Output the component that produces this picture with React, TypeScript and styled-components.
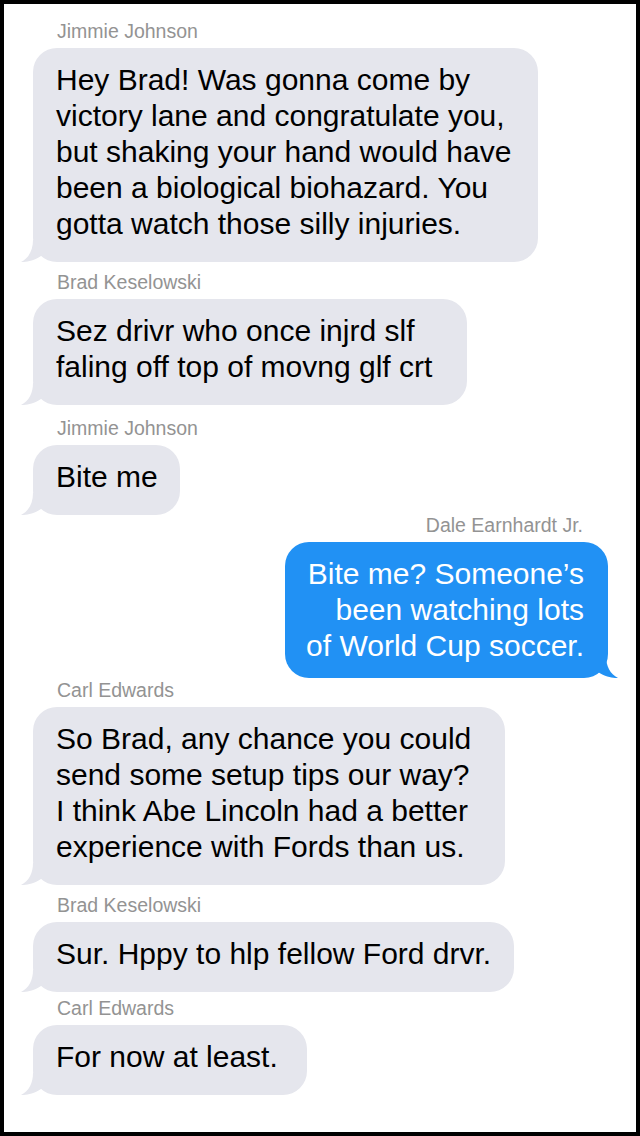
import React from "react";
import styled, { createGlobalStyle } from "styled-components";

const GREY = "#E5E6ED";
const BLUE = "#2191F4";

const GlobalStyle = createGlobalStyle`
  html, body {
    margin: 0;
    padding: 0;
    background: #ffffff;
  }
  body {
    font-family: "Liberation Sans", Arial, Helvetica, sans-serif;
    -webkit-font-smoothing: antialiased;
  }
`;

const Frame = styled.main`
  width: 640px;
  height: 1136px;
  box-sizing: border-box;
  border: 4px solid #000000;
  background: #ffffff;
  display: flex;
  flex-direction: column;
  padding: 15px 28px 0 29px;
  overflow: hidden;
`;

const Group = styled.section<{ $out: boolean; $gap: number }>`
  display: flex;
  flex-direction: column;
  align-items: ${(p) => (p.$out ? "flex-end" : "flex-start")};
  gap: 5px;
  margin-top: ${(p) => p.$gap}px;
`;

const Name = styled.div<{ $out: boolean }>`
  font-size: 19.5px;
  line-height: 24px;
  color: #939393;
  padding: ${(p) => (p.$out ? "0 25px 0 0" : "0 0 0 24px")};
  white-space: nowrap;
`;

const Bubble = styled.div<{ $out: boolean; $width: number }>`
  position: relative;
  box-sizing: border-box;
  width: ${(p) => p.$width}px;
  font-size: 30px;
  line-height: 36px;
  padding: ${(p) => (p.$out ? "14px 24px 14px 18px" : "14px 0 20px 23px")};
  border-radius: 24px;
  background: ${(p) => (p.$out ? BLUE : GREY)};
  color: ${(p) => (p.$out ? "#ffffff" : "#000000")};
  text-align: ${(p) => (p.$out ? "right" : "left")};
  white-space: nowrap;
`;

const Line = styled.span`
  display: block;
  position: relative;
  z-index: 1;
`;

const TailSvg = styled.svg<{ $out: boolean }>`
  position: absolute;
  bottom: 0;
  width: 24px;
  height: 22px;
  ${(p) =>
    p.$out
      ? "right: -10px; transform: scaleX(-1);"
      : "left: -12px;"}
  fill: ${(p) => (p.$out ? BLUE : GREY)};
`;

const Tail = ({ out }: { out: boolean }) => (
  <TailSvg $out={out} viewBox="0 0 24 22" aria-hidden="true">
    <path d="M12 0 C12 10 8 18 0 22 C5 22.3 12 21 20 16 L20 0 Z" />
  </TailSvg>
);

type Msg = {
  name: string;
  out?: boolean;
  lines: string[];
  width: number;
  gap: number;
};

const messages: Msg[] = [
  {
    name: "Jimmie Johnson",
    width: 505,
    gap: 0,
    lines: [
      "Hey Brad! Was gonna come by",
      "victory lane and congratulate you,",
      "but shaking your hand would have",
      "been a biological biohazard. You",
      "gotta watch those silly injuries.",
    ],
  },
  {
    name: "Brad Keselowski",
    width: 434,
    gap: 8,
    lines: ["Sez drivr who once injrd slf", "faling off top of movng glf crt"],
  },
  {
    name: "Jimmie Johnson",
    width: 147,
    gap: 11,
    lines: ["Bite me"],
  },
  {
    name: "Dale Earnhardt Jr.",
    out: true,
    width: 323,
    gap: -2,
    lines: ["Bite me? Someone\u2019s", "been watching lots", "of World Cup soccer."],
  },
  {
    name: "Carl Edwards",
    width: 472,
    gap: 0,
    lines: [
      "So Brad, any chance you could",
      "send some setup tips our way?",
      "I think Abe Lincoln had a better",
      "experience with Fords than us.",
    ],
  },
  {
    name: "Brad Keselowski",
    width: 481,
    gap: 8,
    lines: ["Sur. Hppy to hlp fellow Ford drvr."],
  },
  {
    name: "Carl Edwards",
    width: 274,
    gap: 4,
    lines: ["For now at least."],
  },
];

export default function App() {
  return (
    <>
      <GlobalStyle />
      <Frame>
        {messages.map((m, i) => (
          <Group key={i} $out={!!m.out} $gap={m.gap}>
            <Name $out={!!m.out}>{m.name}</Name>
            <Bubble $out={!!m.out} $width={m.width}>
              <Tail out={!!m.out} />
              {m.lines.map((l, j) => (
                <Line key={j}>{l}</Line>
              ))}
            </Bubble>
          </Group>
        ))}
      </Frame>
    </>
  );
}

▬▬▬

* _Challenge_
Exactly how many lines in the data above contain the word "components"? Respond with the number and nothing more.

* _Written answer_
2